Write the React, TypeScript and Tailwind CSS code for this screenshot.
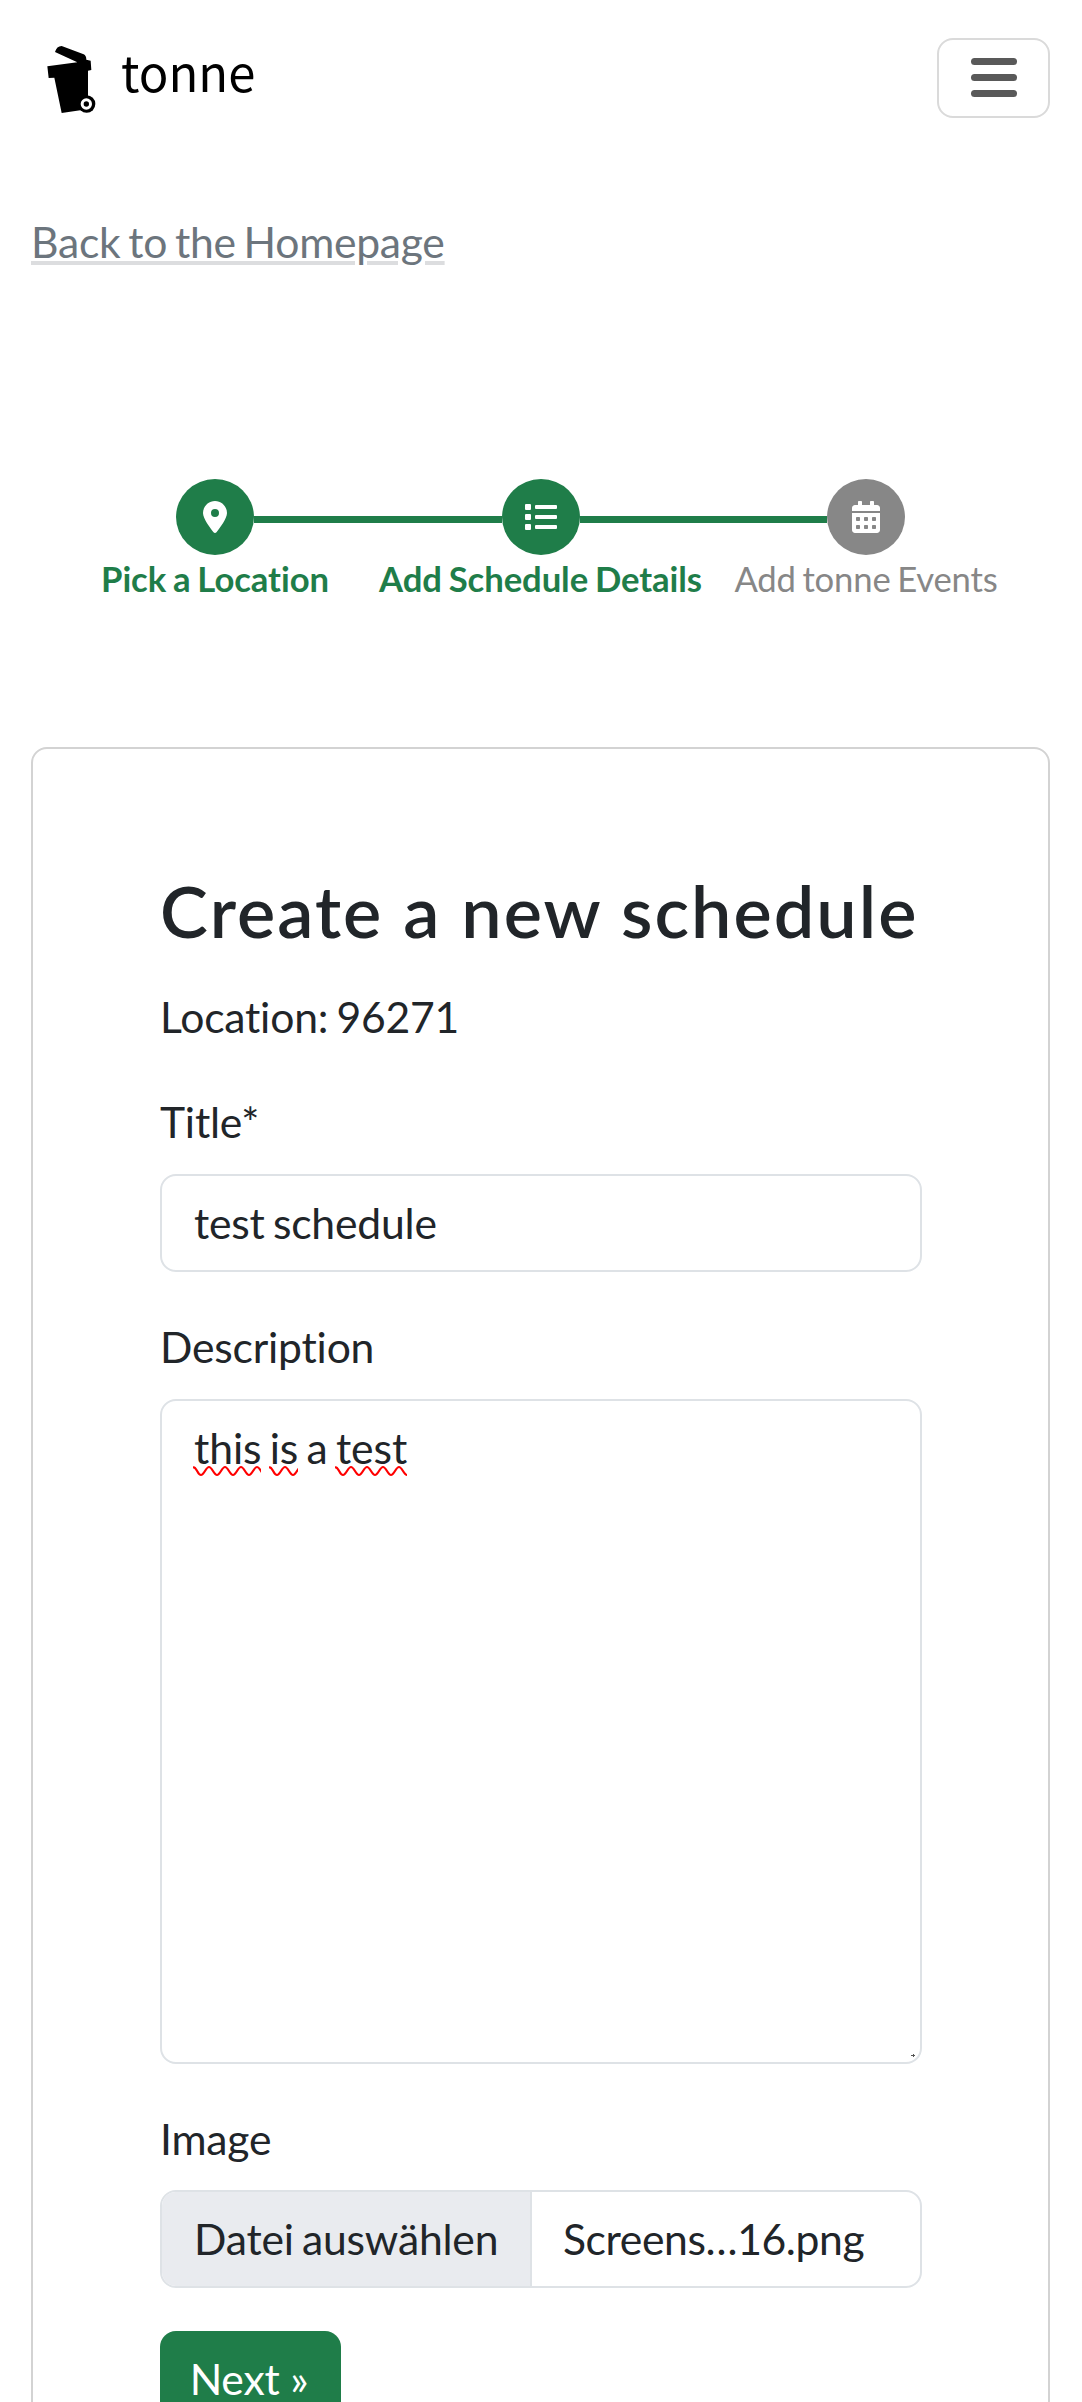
import { FaCalendarAlt, FaList } from "react-icons/fa";
import { FaLocationDot } from "react-icons/fa6";

function BinLogo() {
  return (
    <svg className="h-[69px] w-[51px]" viewBox="0 0 153 207" fill="#000">
      <path d="M27 21 Q32 3 47 3 L113 28 Q121 32 121 44 L134 47 L136 75 L126 77 L126 154 L108 195 L47 204 L25 98 L8 99 L4 64 L94 52 Z" />
      <circle cx="122" cy="177" r="26" />
      <circle cx="121" cy="177" r="12.5" fill="none" stroke="#fff" strokeWidth="9" />
    </svg>
  );
}

function Squiggle({ word, width }: { word: string; width: number }) {
  return (
    <span className="relative inline-block">
      {word}
      <svg
        className="absolute -left-px top-[49px] h-[14px] overflow-hidden"
        style={{ width }}
        fill="none"
        stroke="#f00"
        strokeWidth="2.2"
      >
        <path d="M0 2 L2 3 C5 6 5 10 8 10 C11 10 13 2 16 2 C19 2 21 10 24 10 C27 10 29 2 32 2 C35 2 37 10 40 10 C43 10 45 2 48 2 C51 2 53 10 56 10 C59 10 61 2 64 2 C67 2 69 10 72 10" />
      </svg>
    </span>
  );
}

type StepProps = {
  label: string;
  icon: React.ReactNode;
  first?: boolean;
  last?: boolean;
  muted?: boolean;
};

function Step({ label, icon, first, last, muted }: StepProps) {
  return (
    <li className="flex w-[325.5px] flex-col items-center">
      <div className="flex w-full items-center">
        <span className={first ? "h-[7px] flex-1" : "mt-[5px] h-[7px] flex-1 bg-[#1f7d49]"} />
        <span
          className={
            muted
              ? "flex h-[76px] w-[78px] items-center justify-center rounded-[50%] bg-[#878787] text-[32px] text-white"
              : "flex h-[76px] w-[78px] items-center justify-center rounded-[50%] bg-[#1f7d49] text-[32px] text-white"
          }
        >
          {icon}
        </span>
        <span className={last ? "h-[7px] flex-1" : "mt-[5px] h-[7px] flex-1 bg-[#1f7d49]"} />
      </div>
      <span
        className={
          muted
            ? "-mt-[2px] whitespace-nowrap text-[34.67px] leading-[52px] tracking-[-0.18px] [word-spacing:-2px] text-[#878787]"
            : "-mt-[2px] whitespace-nowrap text-[34.67px] font-bold leading-[52px] tracking-[-0.08px] [word-spacing:-1.5px] text-[#1f7d49]"
        }
      >
        {label}
      </span>
    </li>
  );
}

export default function App() {
  return (
    <div className="h-[2402px] overflow-hidden bg-white font-['Lato',sans-serif] text-[42.67px] leading-[64px] tracking-[-0.2px] text-[#212529] [font-variant-ligatures:none] [word-spacing:-2.5px]">
      <header className="flex h-[156px] items-start justify-between pl-[46px] pr-8 pt-[37px]">
        <div className="flex items-start pt-2">
          <BinLogo />
          <span className="ml-6 -mt-[4px] font-['Noto_Sans_CJK_SC',sans-serif] text-[49px] leading-[60px] tracking-normal text-black">
            tonne
          </span>
        </div>
        <button
          aria-label="Menu"
          className="mt-[0.5px] flex h-[80px] w-[113px] flex-col items-center justify-center gap-[9px] rounded-2xl border-2 border-[#dadada]"
        >
          <span className="h-[7px] w-[46px] rounded-full bg-[#595959]" />
          <span className="h-[7px] w-[46px] rounded-full bg-[#595959]" />
          <span className="h-[7px] w-[46px] rounded-full bg-[#595959]" />
        </button>
      </header>

      <main className="px-[31px]">
        <a className="mt-[54px] block w-fit tracking-[-0.27px] underline decoration-[#dcdddf] decoration-4 underline-offset-[3px] text-[#6c757d] [word-spacing:-2.8px]">
          Back to the Homepage
        </a>

        <ol className="mt-[205px] flex justify-center pr-px">
          <Step label="Pick a Location" icon={<FaLocationDot />} first />
          <Step label="Add Schedule Details" icon={<FaList />} />
          <Step label="Add tonne Events" icon={<FaCalendarAlt />} last muted />
        </ol>

        <section className="mt-[142px] h-[1800px] w-[1019px] rounded-2xl border-2 border-[#d3d3d3] px-[127px] pt-[113px]">
          <h1 className="h-[96px] whitespace-nowrap text-[72px] font-semibold leading-[96px] tracking-[2px] [word-spacing:0px]">
            Create a new schedule
          </h1>
          <p className="mt-[27px]">Location: 96271</p>

          <label className="mt-[41px] block">Title*</label>
          <div className="mt-5 h-[98px] w-[762px] rounded-2xl border-2 border-[#dee2e6] px-8 pt-[15px]">
            test schedule
          </div>

          <label className="mt-[43px] block">Description</label>
          <div className="relative mt-5 h-[665px] w-[762px] rounded-2xl border-2 border-[#dee2e6] px-8 pt-[15px] tracking-[-0.1px]">
            <Squiggle word="this" width={68} /> <Squiggle word="is" width={29} /> a{" "}
            <Squiggle word="test" width={72} />
            <svg className="absolute bottom-[3px] right-[3px] size-[6px]" fill="#555">
              <path d="M0 2h2V1h1v1h1v1H3v1H2V3H0z" />
            </svg>
          </div>

          <label className="mt-[43px] block">Image</label>
          <div className="mt-[19px] flex h-[98px] w-[762px] overflow-hidden rounded-2xl border-2 border-[#dee2e6]">
            <span className="w-[370px] border-r-2 border-[#dee2e6] bg-[#e9ebef] pl-8 pt-[15px]">
              Datei auswählen
            </span>
            <span className="pl-[31px] pt-[15px] tracking-[-0.4px]">Screens…16.png</span>
          </div>

          <button className="mt-[43px] h-[98px] w-[181px] rounded-2xl bg-[#1f7d49] pb-[3px] pr-[3px] text-white">
            Next »
          </button>
        </section>
      </main>
    </div>
  );
}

WRITTEN PROBLEM: For the listing above, identify each line bearing "this".

WRITTEN ANSWER:
Write the React, TypeScript and Tailwind CSS code for this screenshot.
            <Squiggle word="this" width={68} /> <Squiggle word="is" width={29} /> a{" "}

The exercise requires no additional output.